Graphic body horror reaches its heights as the ancient Cyberleader, having been unable to hibernate and now literally rotting to death, is restored with the voice and body of the much-loved crew member who apparently copped it in episode one. It's a shame we had to wait until Frontios for ideas like this to reach the screen (now there's a story that's out of place - an odd mixture of Quatermass, Hartnell, Hinchcliffe and Holmes, and precious little like the surrounding tales).

However, this story isn't just an unmade masterpiece through its lost depiction of the living dead. The other Hinchclomesian theme, of the lurking fiend, was also well to the fore. While the Cybermen's cold, clinical, scientific corruption of humanity was perfectly suited to raising the goosebumps with body horror, the Vogans were created as the ultimate in twisted underground-dwellers. Like living dead themselves, the Vogans are 'pallid, devious worms' who have hidden in the dark for so long they have become as deformed and demented as any Hinchclomesian mastermind.

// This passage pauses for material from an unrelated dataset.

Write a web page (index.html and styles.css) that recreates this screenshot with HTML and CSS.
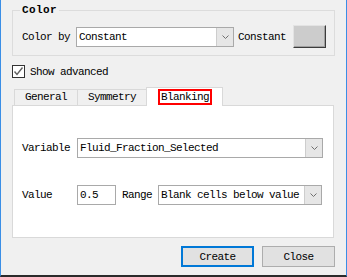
FILE: index.html
```html
<!DOCTYPE html>
<html lang="en">
<head>
    <meta charset="UTF-8">
    <title>Blanking</title>
    <link rel="stylesheet" href="styles.css">
</head>
<body>
    <div class="window">
        <fieldset class="group">
            <legend>Color</legend>
            <div class="row">
                <span class="label">Color by</span>
                <div class="combo combo-color">
                    <span class="combo-text">Constant</span>
                    <span class="combo-btn"><svg width="7" height="4" viewBox="0 0 7 4"><polyline points="0.5,0.5 3.5,3.5 6.5,0.5" fill="none" stroke="#707070" stroke-width="1"/></svg></span>
                </div>
                <span class="label label-constant">Constant</span>
                <button class="swatch"></button>
            </div>
        </fieldset>

        <label class="check">
            <span class="check-box"><svg width="11" height="11" viewBox="0 0 11 11"><polyline points="1.5,5.5 4,8.5 9.5,1.5" fill="none" stroke="#606060" stroke-width="1.4"/></svg></span>
            Show advanced
        </label>

        <div class="tabs">
            <div class="tab">General</div>
            <div class="tab">Symmetry</div>
            <div class="tab active"><span class="mark">Blanking</span></div>
        </div>

        <div class="pane">
            <div class="field-row">
                <span class="field-label">Variable</span>
                <div class="combo combo-variable">
                    <span class="combo-text">Fluid_Fraction_Selected</span>
                    <span class="combo-btn"><svg width="7" height="4" viewBox="0 0 7 4"><polyline points="0.5,0.5 3.5,3.5 6.5,0.5" fill="none" stroke="#707070" stroke-width="1"/></svg></span>
                </div>
            </div>
            <div class="field-row">
                <span class="field-label">Value</span>
                <div class="input">0.5</div>
                <span class="label label-range">Range</span>
                <div class="combo combo-range">
                    <span class="combo-text">Blank cells below value</span>
                    <span class="combo-btn"><svg width="7" height="4" viewBox="0 0 7 4"><polyline points="0.5,0.5 3.5,3.5 6.5,0.5" fill="none" stroke="#707070" stroke-width="1"/></svg></span>
                </div>
            </div>
        </div>

        <div class="actions">
            <button class="btn primary">Create</button>
            <button class="btn">Close</button>
        </div>
    </div>
</body>
</html>
```

FILE: styles.css
```css
body {
    margin: 0;
    font-family: "Liberation Mono", "DejaVu Sans Mono", monospace;
    font-size: 11px;
    letter-spacing: -0.6px;
    line-height: 12px;
    color: #000;
    background-color: #f0f0f0;
}

.window {
    box-sizing: border-box;
    width: 347px;
    height: 277px;
    padding: 4px 11px 0 11px;
    border-left: 1px solid #3a8ee6;
    border-right: 1px solid #3a8ee6;
    border-bottom: 2px solid #2b2b2b;
    background-color: #f0f0f0;
    display: flex;
    flex-direction: column;
}

/* Color group */
.group {
    margin: 0;
    min-width: 0;
    padding: 9px 8px 7px 9px;
    border: 1px solid #dcdcdc;
}

.group legend {
    padding: 0 2px;
    margin-left: -2px;
    font-weight: bold;
    letter-spacing: 0.4px;
    line-height: 12px;
}

.row {
    display: flex;
    align-items: center;
}

.label {
    white-space: nowrap;
}

.combo {
    box-sizing: border-box;
    height: 20px;
    display: flex;
    border: 1px solid #a9a9a9;
    background-color: #fff;
}

.combo-text {
    flex: 1;
    padding-left: 2px;
    display: flex;
    align-items: center;
    white-space: nowrap;
    overflow: hidden;
}

.combo-btn {
    width: 16px;
    display: flex;
    align-items: center;
    justify-content: center;
    background-color: #e6e6e6;
    border-left: 1px solid #cdcdcd;
}

.combo-color {
    width: 158px;
    margin-left: 6px;
}

.label-constant {
    margin-left: 4px;
}

.swatch {
    box-sizing: border-box;
    width: 33px;
    height: 23px;
    margin-left: 7px;
    padding: 0;
    background-color: #cccccc;
    border: 1px solid;
    border-color: #e3e3e3 #3c3c3c #3c3c3c #e3e3e3;
    box-shadow: inset -1px -1px 0 #a0a0a0;
}

/* Checkbox */
.check {
    display: flex;
    align-items: center;
    margin: 9px 0 9px 0;
    height: 13px;
}

.check-box {
    box-sizing: border-box;
    width: 13px;
    height: 13px;
    margin-right: 5px;
    border: 1px solid #333;
    background-color: #fff;
    display: flex;
    align-items: center;
    justify-content: center;
}

/* Tabs */
.tabs {
    height: 18px;
    display: flex;
    align-items: flex-end;
    padding-left: 2px;
}

.tab {
    box-sizing: border-box;
    height: 16px;
    padding: 0 10px;
    border: 1px solid #d9d9d9;
    border-bottom: none;
    line-height: 15px;
    background-color: #f0f0f0;
}

.tab + .tab {
    margin-left: -1px;
}

.tab.active {
    position: relative;
    z-index: 1;
    height: 19px;
    margin-bottom: -1px;
    padding: 1px 10px 0 11px;
    background-color: #fff;
}

.mark {
    display: block;
    padding: 0 1px;
    border: 2px solid #ff0000;
    line-height: 12px;
}

.pane {
    margin-right: 1px;
    padding: 32px 10px 32px 9px;
    border: 1px solid #d9d9d9;
    background-color: #fff;
    display: flex;
    flex-direction: column;
    gap: 27px;
}

.field-row {
    display: flex;
    align-items: center;
    height: 20px;
}

.field-label {
    width: 55px;
    flex-shrink: 0;
}

.combo-variable {
    width: 246px;
}

.input {
    box-sizing: border-box;
    width: 39px;
    height: 20px;
    padding-left: 2px;
    border: 1px solid #a9a9a9;
    display: flex;
    align-items: center;
}

.label-range {
    margin-left: 6px;
}

.combo-range {
    width: 164px;
    margin-left: 6px;
}

/* Buttons */
.actions {
    display: flex;
    justify-content: flex-end;
    gap: 8px;
    margin-top: 8px;
}

.btn {
    box-sizing: border-box;
    width: 73px;
    height: 21px;
    padding: 0;
    font-family: inherit;
    font-size: 11px;
    letter-spacing: -0.6px;
    color: #000;
    background-color: #e1e1e1;
    border: 1px solid #adadad;
}

.btn.primary {
    border: 2px solid #0078d7;
}
```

With the Vogans, Holmes designed an entire race of Magnus Greels.

Voga was to have been a darker, more claustrophobic, paranoid ruin of a world. In the tame 'Season 11' story that we've all seen, we are drawn to Vorus only because he's the one Vogan that's remotely interesting – though we generally see him as a mad glory-hunter who endangers all those nice old dodderers, he was originally a much more tragic, almost heroic, figure. 

The Vogan civilisation is scheming, twisted and repressive, with paranoid manipulators always jockeying for a bigger position in their tiny planet. Vorus was a misfit mirror image to that, a glorious anti-hero with a real motivation to raise his world and his people out of their cancerous existence - not just to stir up a load of happy old cowards for the sake of it. David Collings could have pulled off a prototype Sharaz Jek, too. As it was, the state of Kevin Stoney's performance matched the Cybermen's deterioration since his last appearance with them... If it *was* Kevin Stoney. Records are unclear, but I wouldn't be surprised if Pertwee had also spirit-gummed on an unconvincing beard to play Tyrum, as Stoney's proven abilities would surely have produced a performance much closer to the devious, sinister, embittered Vogan leader of the Holmes draft.

So there you have it. The Hinchclomesian masterpiece that was never made, thanks to the terrible crimes of Dicks and Letts. The basic story of Revenge of the Cybermen is quite sound - it takes little imagination to convert it back into the 'Season 12' version, now that you know how Holmes and Hinchcliffe had planned it. Yet without understanding and delivering on the themes that brought it together, it just collapsed back into the pile of clichés that Holmes' extraordinary talent was normally able to fashion something magical from. Instead of a logically desperate group of Cyber-survivors in conflict with their sinister enemies, we had a romp. Tough and gritty it was not; desperate, but in quite the wrong sense. At least even the old production team had the sense not to let Gerry Davis anywhere near it after his first draft.

The lost draft still leaves the Cybermen with that ludicrous vulnerability that was to plague them for ever more, of course, but what can you expect? Not everything even Bob Holmes touched turned to gold, you know.